The class has two ProcessingComposite attributes (see 3.2.2), instances of the SMSAnalysis and SMSSynthesis classes. These ProcessingComposites are configured when the global configuration is loaded and then run from the Analyze and Synthesize methods. Some intermediate Processing Data (a Segment, a Melody and different Audio objects) are used to hold the input/output data generated during the process. These data are then stored/played using the corresponding method (i.e. StoreAnalysis or PlayOutputSound).

Although the SMSApplication class concentrates most of the functionality of the application and has a great deal of operations, these methods are fairly simple and rarely need more than 10/20 lines of code. In order to invoke an analysis, for instance, only the SMSAnalysis::Do method needs to be called. This is possible because these Processing Composites hide all the processing complexity. If we take a look again to the UML diagram we see that these classes contain inside a great deal of other Processing classes. Let us enumerate them and their basic functionality.

Inside the SMSAnalysis we have:

SpectralAnalysis: Performs an STFT of the sound.
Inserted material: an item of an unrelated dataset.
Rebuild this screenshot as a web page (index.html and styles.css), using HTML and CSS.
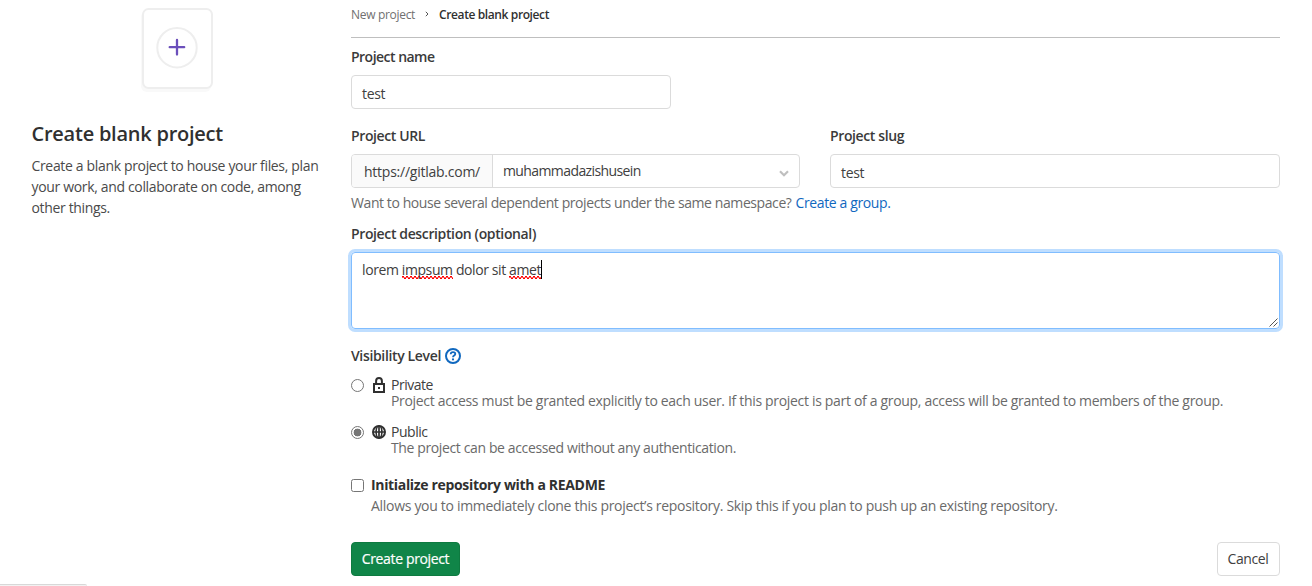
FILE: index.html
```html
<!DOCTYPE html>
<html lang="en">
<head>
<meta charset="utf-8">
<title>Create blank project</title>
<link rel="stylesheet" href="styles.css">
</head>
<body>
<div class="page">
  <aside class="intro">
    <svg class="intro-art" width="74" height="86" viewBox="0 0 74 86" fill="none">
      <rect x="0" y="4" width="70" height="81" rx="6" fill="#f9f9f9"/>
      <rect x="2" y="2" width="69" height="79" rx="5.5" fill="#fff" stroke="#eee" stroke-width="2"/>
      <circle cx="36" cy="40.7" r="19.7" stroke="#eee" stroke-width="2"/>
      <path d="M28.700 40.2h14.5M36 33v14.500" stroke="#6b4fbb" stroke-width="2.300" stroke-linecap="round"/>
    </svg>
    <h1 class="intro-title">Create blank project</h1>
    <p class="intro-text">Create a blank project to house your files, plan<br>your work, and collaborate on code, among<br>other things.</p>
  </aside>

  <main class="main">
    <nav class="crumbs">
      <span class="crumb">New project</span>
      <svg class="crumb-sep" width="4" height="6" viewBox="0 0 4 6" fill="none"><path d="M.8.8 3 3 .8 5.200" stroke="#555" stroke-width="1"/></svg>
      <span class="crumb crumb-current">Create blank project</span>
    </nav>

    <div class="label label-name">Project name</div>
    <div class="input input-name">test</div>

    <div class="columns">
      <div class="column">
        <div class="label label-url">Project URL</div>
        <div class="input-group">
          <span class="prefix">https://gitlab.com/</span>
          <span class="select"><span class="select-text">muhammadazishusein</span>
            <svg width="10" height="7" viewBox="0 0 10 7" fill="none"><path d="m1 1.200 4 4 4-4" stroke="#bfbfbf" stroke-width="2.200"/></svg>
          </span>
        </div>
      </div>
      <div class="column">
        <div class="label label-url">Project slug</div>
        <div class="input">test</div>
      </div>
    </div>
    <div class="help"><span class="help-text">Want to house several dependent projects under the same namespace?</span><a class="link">Create a group.</a></div>

    <div class="label label-desc">Project description (optional)</div>
    <div class="textarea"><span class="typed">lorem <span class="misspelt">impsum</span> dolor sit <span class="misspelt">amet</span></span><span class="caret"></span>
      <svg class="grip" width="9" height="9" viewBox="0 0 9 9" fill="none"><path d="m.5 8.500 8-8m-4 8 4-4" stroke="#555" stroke-width="1"/></svg>
    </div>

    <div class="label label-visibility">Visibility Level
      <svg width="16" height="16" viewBox="0 0 16 16" fill="none"><circle cx="8" cy="8" r="7" stroke="#1068bf" stroke-width="2"/><path d="M5.700 6.300c0-1.300 1-2.100 2.300-2.100s2.300.8 2.300 1.900c0 1.500-2.300 1.500-2.300 3.100" stroke="#1068bf" stroke-width="1.800"/><circle cx="8" cy="11.400" r="1.100" fill="#1068bf"/></svg>
    </div>

    <div class="option">
      <span class="radio"></span>
      <svg class="option-icon" width="14" height="16" viewBox="0 0 14 16" fill="none"><path d="M2 7h10v8H2zM4.100 7V3.900a2.900 2.900 0 0 1 5.800 0V7" stroke="#303030" stroke-width="2"/><rect x="6" y="10" width="2" height="2" fill="#303030"/></svg>
      <div class="option-body"><div class="option-name name-private">Private</div><div class="option-text text-private">Project access must be granted explicitly to each user. If this project is part of a group, access will be granted to members of the group.</div></div>
    </div>
    <div class="option option-public">
      <span class="radio radio-on"></span>
      <svg class="option-icon" width="14" height="16" viewBox="0 0 14 16" fill="none"><circle cx="7" cy="8" r="6" stroke="#303030" stroke-width="2"/><ellipse cx="7" cy="8" rx="2.900" ry="6" stroke="#303030" stroke-width="1.600"/><path d="M1 8h12M7 2v12" stroke="#303030" stroke-width="1.700"/></svg>
      <div class="option-body"><div class="option-name name-public">Public</div><div class="option-text text-public">The project can be accessed without any authentication.</div></div>
    </div>

    <div class="readme">
      <span class="checkbox"></span>
      <div><div class="readme-name">Initialize repository with a README</div><div class="readme-text">Allows you to immediately clone this project’s repository. Skip this if you plan to push up an existing repository.</div></div>
    </div>

    <div class="actions"><span class="button button-primary">Create project</span><span class="button button-cancel">Cancel</span></div>
  </main>
  <div class="status-edge"></div>
</div>
</body>
</html>
```
FILE: styles.css
```css
* { box-sizing: border-box; }
body {
  margin: 0;
  background: #fff;
  color: #404040;
  font: 14px/20px "Open Sans", "Noto Sans", sans-serif;
  letter-spacing: -0.34px;
}
.page {
  position: relative;
  display: flex;
  height: 586px;
  overflow: hidden;
  white-space: nowrap;
}
.intro { width: 351px; padding: 7px 0 0 31.5px; }
.intro-art { display: block; margin-left: 109.5px; }
.intro-title {
  margin: 27px 0 0;
  color: #303030;
  font-size: 20px;
  font-weight: 600;
  line-height: 28px;
  letter-spacing: -0.24px;
}
.intro-text { margin: 7px 0 0; line-height: 21px; color: #4a4a4a; }

.main { width: 929px; }
.crumbs {
  display: flex;
  align-items: center;
  height: 38px;
  padding-bottom: 7px;
  border-bottom: 1px solid #bfbfbf;
  font-size: 12px;
}
.crumb { color: #707070; letter-spacing: -0.31px; }
.crumb-sep { margin: 0 10px 2px; }
.crumb-current { color: #303030; font-weight: 600; letter-spacing: -0.39px; }

.label { font-weight: 600; letter-spacing: -0.38px; color: #3a3a3a; }
.label-name { margin-top: 9px; letter-spacing: -0.52px; }
.input {
  height: 34px;
  padding: 2px 10px 0;
  border: 1px solid #dbdbdb;
  border-radius: 4px;
  line-height: 32px;
}
.input-name { width: 320px; margin-top: 8px; }

.columns { display: grid; grid-template-columns: 449px 450px; gap: 30px; margin-top: 17px; }
.label-url { margin-bottom: 8px; }
.input-group {
  display: flex;
  height: 34px;
  border: 1px solid #dbdbdb;
  border-radius: 4px;
  line-height: 32px;
}
.prefix {
  width: 141px;
  padding: 1px 0 0 12px;
  border-right: 1px solid #dbdbdb;
  border-radius: 3px 0 0 3px;
  background: #fafafa;
  letter-spacing: -0.245px;
}
.select { display: flex; flex: 1; align-items: center; justify-content: space-between; padding: 0 10px; }
.select svg { margin-top: 5px; }
.select-text { letter-spacing: -0.6px; }
.help { display: flex; gap: 4px; margin-top: 5px; color: #6a6a6a; }
.help-text { letter-spacing: -0.413px; }
.link { color: #1068bf; letter-spacing: -0.378px; }

.label-desc { margin-top: 11px; letter-spacing: -0.37px; }
.textarea {
  position: relative;
  display: flex;
  height: 77px;
  margin-top: 8px;
  padding: 7px 10px;
  border: 1px solid #80bdff;
  border-radius: 4px;
  box-shadow: 0 0 0 3px #bfdeff;
}
.typed { letter-spacing: -0.4px; }
.misspelt {
  background-image:
    linear-gradient(90deg, #f00 2px, transparent 2px),
    linear-gradient(90deg, #ff5a5a, #ff5a5a),
    linear-gradient(90deg, transparent 2px, #f00 2px);
  background-repeat: repeat-x;
  background-size: 4px 1px;
  background-position: 0 calc(100% - 2px), 0 calc(100% - 1px), 0 100%;
}
.caret { width: 1px; height: 19px; background: #000; }
.grip { position: absolute; right: 1px; bottom: 1px; }

.label-visibility { display: flex; align-items: center; gap: 4px; margin-top: 17px; letter-spacing: -0.348px; }

.option { display: flex; margin-top: 11px; line-height: 16px; }
.option-public { margin-top: 15px; }
.radio { width: 13px; height: 13px; margin-top: 2px; border: 1px solid #767676; border-radius: 50%; }
.radio-on { background: radial-gradient(circle, #767676 3.600px, #fff 4.200px); }
.option-icon { margin: 0 5px 0 8px; }
.name-private, .name-public { letter-spacing: -0.47px; }
.option-text { color: #6a6a6a; }
.text-private { letter-spacing: -0.321px; }
.text-public { letter-spacing: -0.376px; }

.readme { display: flex; gap: 7px; margin-top: 19px; }
.checkbox { width: 13px; height: 13px; margin-top: 4px; border: 1px solid #767676; border-radius: 2.500px; }
.readme-name { color: #303030; font-weight: 700; letter-spacing: -0.334px; }
.readme-text { margin-top: 1px; color: #6a6a6a; letter-spacing: -0.303px; }

.actions { display: flex; justify-content: space-between; margin-top: 26px; }
.button { height: 34px; border: 1px solid #dbdbdb; border-radius: 4px; line-height: 32px; text-align: center; }
.button-primary { width: 109px; border-color: #0e7a40; background: #108548; color: #fff; letter-spacing: -0.356px; -webkit-text-stroke: 0.2px #fff; }
.button-cancel { width: 63px; padding-right: 1px; letter-spacing: -0.383px; }

/* Corner of the browser status bubble */
.status-edge {
  position: absolute;
  left: -1px;
  bottom: 0;
  width: 88px;
  height: 2px;
  border-top: 1px solid #d8d8d8;
  border-top-right-radius: 3px;
  background: #f2f2f2;
}
```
For doing so, it holds a number of Processing objects inside, namely a WindowGenerator, an AudioMultiplier, a CircularShift (for zero-phase buffer centering) and an FFT. Note that the SMSAnalysis has two instances of this class: one for the sinusoidal component and another one for the residual. This Processing Composite is quite complex in itself but we won't go into details.

SpectralPeakDetect: Implements an algorithm for choosing the spectral peaks out of the previously computed spectrum.

FundFreqDetect: Processing for computing the fundamental frequency.

SinTracking: This Processing performs sinusoidal tracking or peak continuation from one frame to the next one. It implements an inharmonic and harmonic version of the algorithm.

SynthSineSpectrum: Once we have analyzed the sinusoidal component and we have the continued peaks we have to synthesize it back to spectrum in order to compute the residual component. This is the Processing in charge of this synthesis of the sinusoidal component.

SpectrumSubstracter2: Once we have the sinusoidal synthesized spectrum and the original one (coming out from the residual Spectral Analysis), we can subtract them in order to obtain the residual spectrum.

The SMSSynthesis Processing Composite contains:

PhaseManagement: This Processing is in charge of managing phase of spectral peaks, from one frame to the next one.

SynthSineSpectrum: As already commented in the SMSAnalysis, this object is in charge of creating a synthetic spectrum out of the array of spectral peaks.

SpectrumAdder2: It is used to add the residual and the synthesized sinusoidal spectrum.

SpectralSynthesis: This processing composite implements the inverse STFT. That is, is the object in charge of computing an output audio frame from an input spectrum. The SMSSynthesis class has three instances of this class: one for the global output sound, one for the residual and one for the sinusoidal component. The SpectralSynthesis Processing Composite has the following processing inside: an IFFT, two WindowGenerators (one for the inverse Analysis window and one for the Synthesis Triangular window), an AudioProduct to actually perform the windowing, a CircularShift to undo the circular shift or buffer-centering introduced in the analysis and an OverlapAdd object to finally apply this process to the output windowed audio frames. It is fairly complex in itself and we would need to go into too many signal processing details in order to explain it completely (see Annex B for more details on these signal processing algorithms).